In United States v. Miller, 145 U.S. App. D.C. 312, 449 F.2d 974 (1971) the defendant, after robbing a liquor store, fled to a nearby dentist's office which consisted of a 5-room suite. He was pursued and arrested. The police seized a bottle of liquor on a shelf in the dentist's office later identified as having come from the robbed liquor store. Defendant's sister, who was also in the doctor's office, told the police that he had placed an object wrapped in rags in a drawer in the dentist's desk. The court, while holding that the defendant had standing to suppress the whiskey bottle, found that he had no standing to suppress the object in the dentist's desk drawer - a gun. The appellant's own testimony admitted that he had no authority to open or use the drawer. That this case is inapposite hardly needs elaboration.

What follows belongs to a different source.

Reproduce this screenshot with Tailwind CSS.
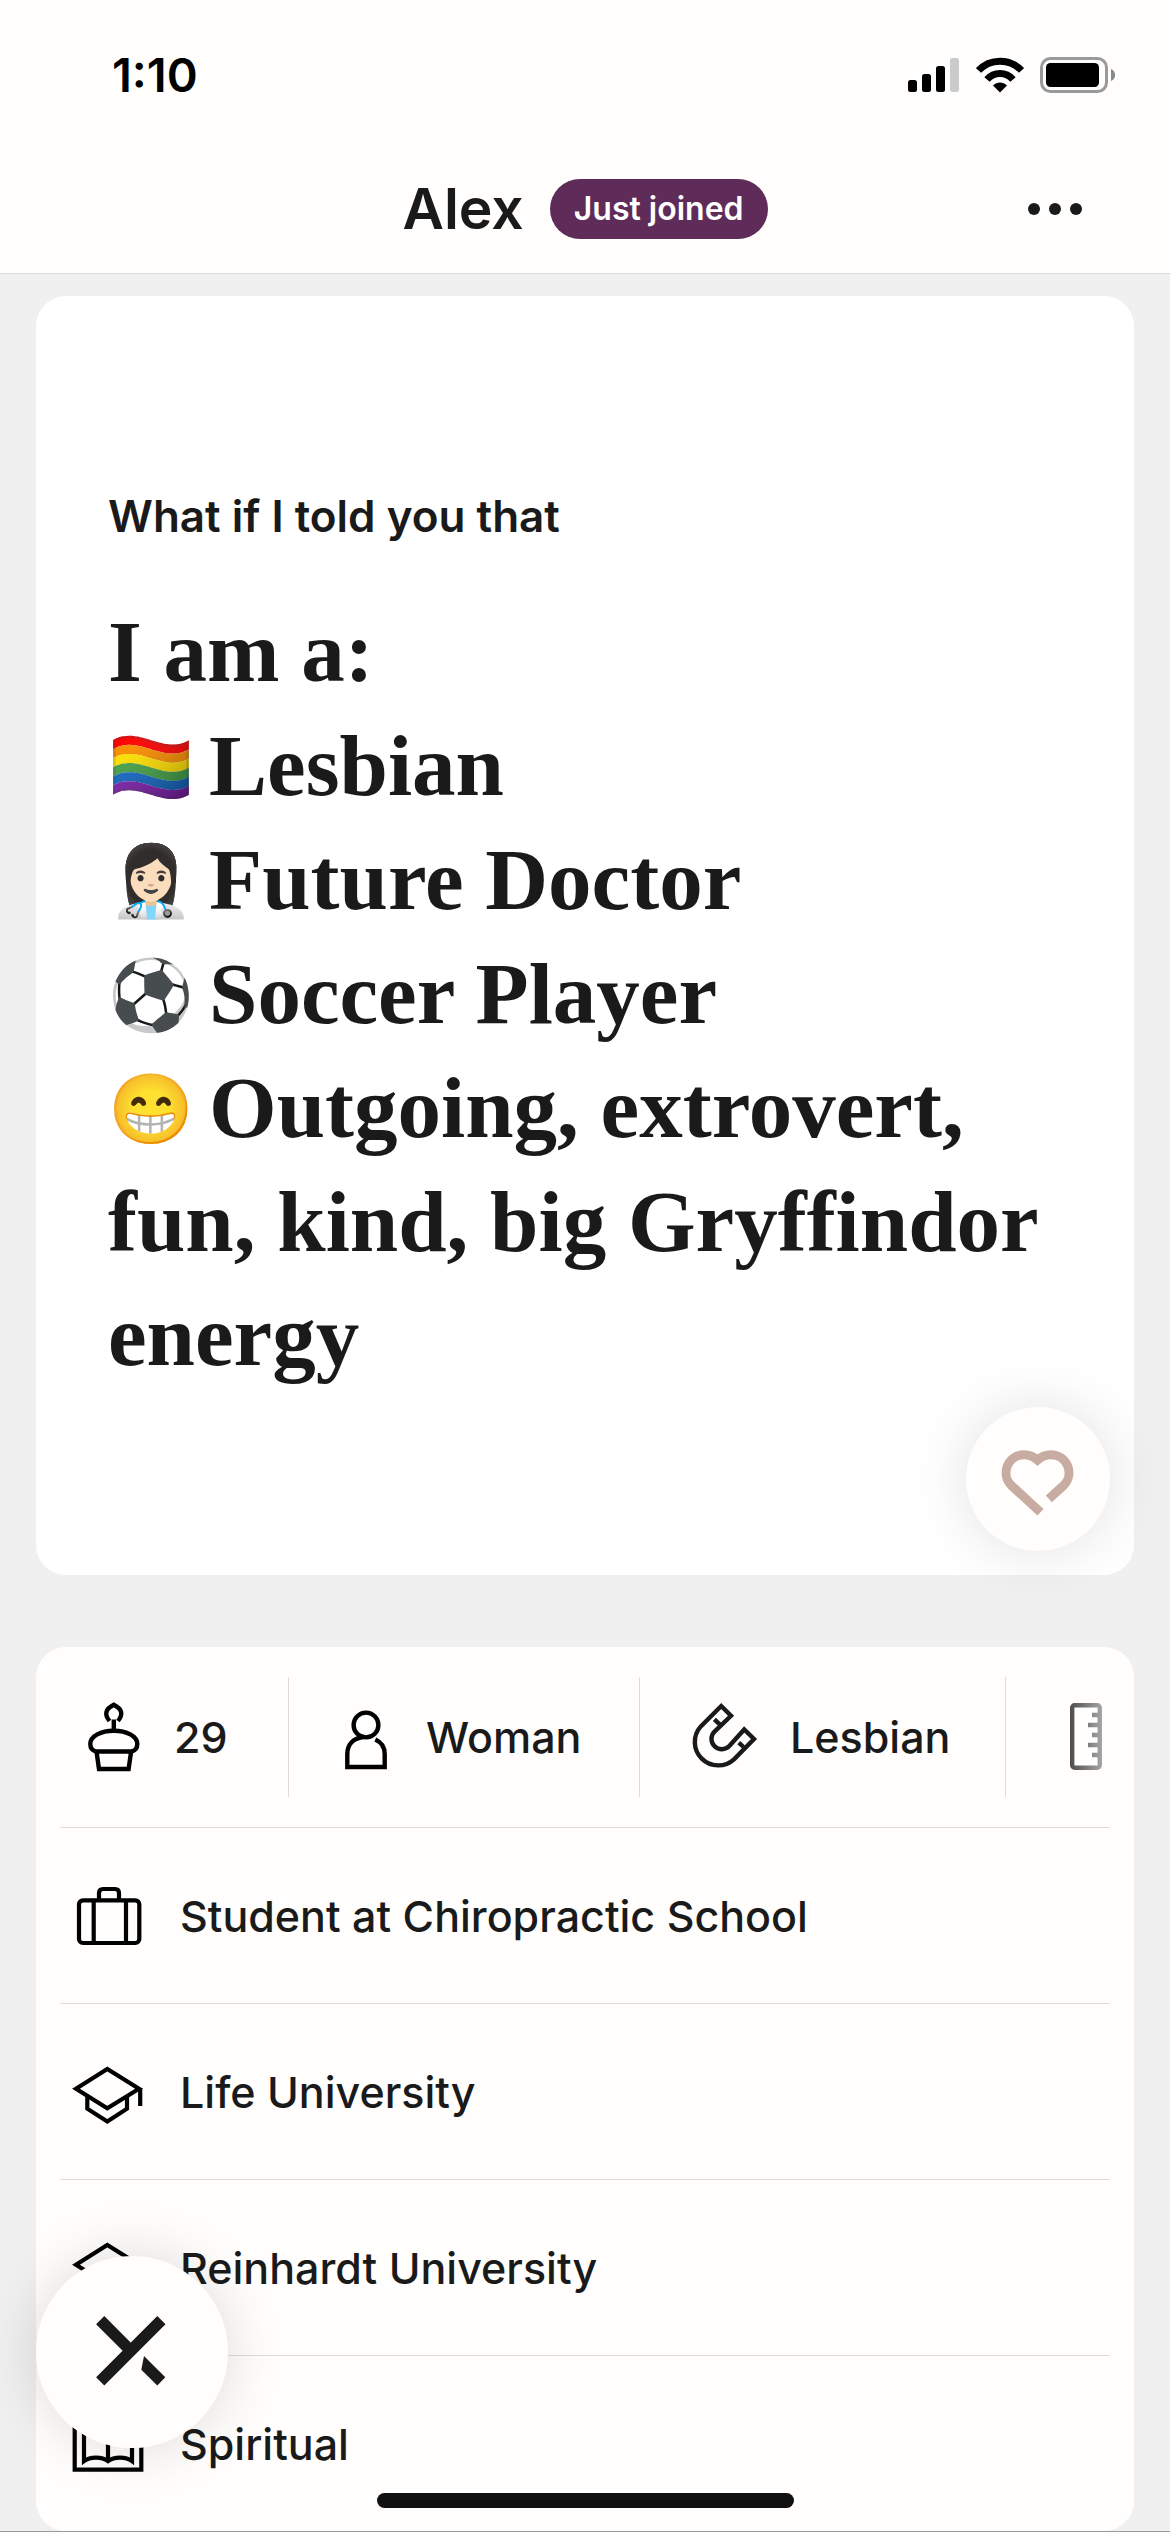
<!DOCTYPE html>
<html lang="en">
<head>
<meta charset="utf-8">
<meta name="viewport" content="width=device-width, initial-scale=1">
<title>Alex</title>
<script src="https://cdn.jsdelivr.net/npm/@tailwindcss/browser@4"></script>
</head>
<body class="flex min-h-screen flex-col border-b border-[#9b9b9b] bg-[#f0f0f0] font-['Inter',sans-serif] text-[43px] leading-[56px] font-medium text-[#1a1a1a]">

<header class="border-b border-[#dadcdc] bg-[#fffefc]">
  <!-- Status bar -->
  <div class="flex h-36 items-center justify-between pt-1.5 pr-[54px] pl-28 text-black">
    <span class="text-[47px] font-semibold">1:10</span>
    <div class="flex items-center gap-4">
      <svg class="h-9 w-[52px]" viewBox="0 0 52 36" aria-hidden="true">
        <rect x="0" y="23" width="9" height="12" rx="2.5"/>
        <rect x="14" y="17" width="9" height="18" rx="2.5"/>
        <rect x="28" y="9" width="9" height="26" rx="2.5"/>
        <rect x="42" y="1" width="9" height="34" rx="2.5" fill="#cbcbcb"/>
      </svg>
      <svg class="h-9 w-12" viewBox="0 0 48 36" aria-hidden="true">
        <g fill="none" stroke="#000" stroke-width="7">
          <path d="M2.5 13.5C14 1 34 1 45.5 13.5"/>
          <path d="M11 22.5C18 14.5 30 14.5 37 22.5"/>
        </g>
        <path d="M17 28.5C21 24.5 27 24.5 31 28.5L24 35.5Z"/>
      </svg>
      <svg class="h-9 w-[76px]" viewBox="0 0 76 36" aria-hidden="true">
        <rect x="1.5" y="1.5" width="65" height="33" rx="9" fill="none" stroke="#9a9a9a" stroke-width="3"/>
        <rect x="6" y="6" width="53" height="24" rx="4.5"/>
        <path d="M71 12C76.5 14 76.5 22 71 24Z" fill="#8a8a8a"/>
      </svg>
    </div>
  </div>
  <!-- Profile title -->
  <div class="grid h-[129px] grid-cols-[1fr_auto_1fr] items-center">
    <div></div>
    <div class="flex items-center gap-[26px]">
      <h1 class="text-[57px] leading-[64px] font-semibold">Alex</h1>
      <span class="rounded-full bg-[#5f2b59] px-6 text-[32px] leading-[60px] font-semibold text-white">Just joined</span>
    </div>
    <button type="button" aria-label="More options" class="mr-[88px] flex gap-[9px] justify-self-end">
      <span class="size-3 rounded-full bg-[#1a1a1a]"></span>
      <span class="size-3 rounded-full bg-[#1a1a1a]"></span>
      <span class="size-3 rounded-full bg-[#1a1a1a]"></span>
    </button>
  </div>
</header>

<main class="flex flex-col gap-18 px-9 pt-[22px]">
  <!-- Prompt -->
  <section class="relative rounded-[30px] bg-white px-18 pt-48 pb-[182px]">
    <h2 class="text-[44px] font-semibold">What if I told you that</h2>
    <p class="mt-[51px] font-['Liberation_Serif',serif] text-[87px] leading-[114px] font-bold">
      I am a:<br>
      <span class="inline-block w-[101px] align-[4px] text-[69px] leading-none">🏳️‍🌈</span>Lesbian<br>
      <span class="inline-block w-[101px] align-[4px] text-[69px] leading-none">👩🏻‍⚕️</span>Future Doctor<br>
      <span class="inline-block w-[101px] align-[4px] text-[69px] leading-none">⚽</span>Soccer Player<br>
      <span class="inline-block w-[101px] align-[4px] text-[69px] leading-none">😁</span>Outgoing, extrovert,<br>
      fun, kind, big Gryffindor<br>
      energy
    </p>
    <button type="button" aria-label="Like" class="absolute right-6 bottom-6 size-36 rounded-full bg-[#fffefc] shadow-[0_0_60px_rgba(0,0,0,0.12)]">
      <svg class="size-36" viewBox="0 0 144 144" fill="none" stroke="#c8aca1" stroke-width="9" aria-hidden="true">
        <path d="M74.5 105.2L45.3 78.4A18 18 0 0 1 58 47.7C63.5 47.7 67.5 49.5 71.5 53C75.5 49.5 79.5 47.7 85 47.7A18 18 0 0 1 97.7 78.4L82.8 91.8"/>
      </svg>
    </button>
  </section>

  <!-- Vitals -->
  <section class="rounded-[30px] bg-[#fffefc] px-6">
    <ul class="flex h-[181px] items-center overflow-hidden border-b border-[#dcdcdc]">
      <li class="flex h-[120px] w-[229px] shrink-0 items-center gap-6 border-r border-[#dcdcdc] pl-[18px]">
        <svg class="size-18" viewBox="0 0 72 72" fill="none" stroke="#000" stroke-width="4.4" aria-hidden="true">
          <path d="M31.5 20C26 13 27.5 8 35.8 3.8C44 8 45.5 13 40 20"/>
          <path d="M35.8 18.5V30"/>
          <path d="M18 50.5C14 49.5 12.3 47 12.3 43C12.3 35 23 29.8 35.8 29.8S59.3 35 59.3 43C59.3 47 57.6 49.5 53.6 50.5Z"/>
          <path d="M18.5 50.5L21 68H50.6L53.1 50.5"/>
        </svg>
        29
      </li>
      <li class="flex h-[120px] w-[351px] shrink-0 items-center gap-6 border-r border-[#dcdcdc] pl-[41px]">
        <svg class="size-18" viewBox="0 0 72 72" fill="none" stroke="#000" stroke-width="4.4" aria-hidden="true">
          <circle cx="36" cy="24" r="12.4"/>
          <path d="M33 36C22.5 37.5 17.3 44 17.3 53V66H54.7V53C54.7 46 52 41.5 45.3 38.5"/>
        </svg>
        Woman
      </li>
      <li class="flex h-[120px] w-[366px] shrink-0 items-center gap-[30px] border-r border-[#dcdcdc] pl-12">
        <svg class="size-18" viewBox="0 0 72 72" fill="none" stroke="#1a1a1a" stroke-width="4.4" aria-hidden="true">
          <path d="M33.2 5L43 14.8L26.3 30.8A10.3 10.3 0 0 0 41.3 45L56.2 28.5L66 38L46 58.3A23.4 23.4 0 0 1 12.8 25.4Z"/>
          <path d="M26.4 18.3L33 24.7M50.8 41.7L55.5 46"/>
        </svg>
        Lesbian
      </li>
      <li class="flex h-[120px] shrink-0 items-center pl-11">
        <svg class="size-18" viewBox="0 0 72 72" fill="none" stroke="url(#fade)" stroke-width="4.4" aria-hidden="true">
          <defs>
            <linearGradient id="fade" gradientUnits="userSpaceOnUse" x1="20" y1="0" x2="52" y2="0">
              <stop offset="0" stop-color="#4c4c4c"/>
              <stop offset="1" stop-color="#a6a6a6"/>
            </linearGradient>
          </defs>
          <rect x="22.2" y="4.3" width="27.6" height="62.4" rx="2.5"/>
          <path d="M42 14H49M38 24H49M42 34H49M38 44H49M42 54H49"/>
        </svg>
      </li>
    </ul>
    <ul class="divide-y divide-[#dcdcdc]">
      <li class="flex h-44 items-center gap-9 pl-3">
        <svg class="size-18" viewBox="0 0 72 72" fill="none" stroke="#000" stroke-width="4.2" aria-hidden="true">
          <rect x="7" y="20.3" width="60.3" height="42.7" rx="4"/>
          <path d="M27 20V13Q27 9 31 9H43Q47 9 47 13V20M21.7 20V63M54 20V63"/>
        </svg>
        Student at Chiropractic School
      </li>
      <li class="flex h-44 items-center gap-9 pl-3">
        <svg class="size-18" viewBox="0 0 72 72" fill="none" stroke="#000" stroke-width="4.2" aria-hidden="true">
          <path d="M4 32.7L35.3 12.9L67 32.7L35.3 52.3Z"/>
          <path d="M15.3 40V52.7L35.3 65.5L55 52.7V40M68.2 32V50"/>
        </svg>
        Life University
      </li>
      <li class="flex h-44 items-center gap-9 pl-3">
        <svg class="size-18" viewBox="0 0 72 72" fill="none" stroke="#000" stroke-width="4.2" aria-hidden="true">
          <path d="M4 32.7L35.3 12.9L67 32.7L35.3 52.3Z"/>
          <path d="M15.3 40V52.7L35.3 65.5L55 52.7V40M68.2 32V50"/>
        </svg>
        Reinhardt University
      </li>
      <li class="flex h-[175px] items-center gap-9 pl-3">
        <svg class="size-18" viewBox="0 0 72 72" fill="none" stroke="#000" stroke-width="4.2" aria-hidden="true">
          <path d="M12 17H2.7V61.7H69.3V17H60"/>
          <path d="M36 53V15C30 8 18 8 12 13V53C18 48.5 30 48.5 36 53C42 48.5 54 48.5 60 53V13C54 8 42 8 36 15"/>
        </svg>
        Spiritual
      </li>
    </ul>
  </section>
</main>

<!-- Floating skip button -->
<button type="button" aria-label="Skip" class="fixed bottom-21 left-9 size-48 rounded-full bg-[#fffefc] shadow-[0_0_60px_rgba(0,0,0,0.14)]">
  <svg class="size-48" viewBox="0 0 192 192" fill="none" stroke="#1a1a1a" stroke-width="11.6" aria-hidden="true">
    <path d="M125.4 64.2L64.2 125.4M64.2 64.2L92 92"/>
    <path d="M108 100L129.3 121.3L121.3 129.6L105.3 113.7Z" fill="#1a1a1a" stroke="none"/>
  </svg>
</button>

<!-- Home indicator -->
<div class="pointer-events-none fixed inset-x-0 bottom-6 flex justify-center">
  <div class="h-[15px] w-[417px] rounded-full bg-[#111111]"></div>
</div>
</body>
</html>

Similarly, in Northern v. United States, 455 F.2d 427 (9th Cir. 1972), the defendant was held to have no standing to object to a search which took place in the bedroom of another person with whom he shared an apartment. However, the evidence established that the bedroom was occupied exclusively by the other person and the defendant had no permission to use it.
Since the government conceded that the defendants were lawfully present and had the expectation of privacy in the upstairs offices, they could reasonably anticipate similar privacy from intrusion in the downstairs garage which was an integral part of the "No-Name" operation. We recognize that this decision may well preclude the government from prosecuting these defendants, but this is the result of the exclusionary rule by which we are bound.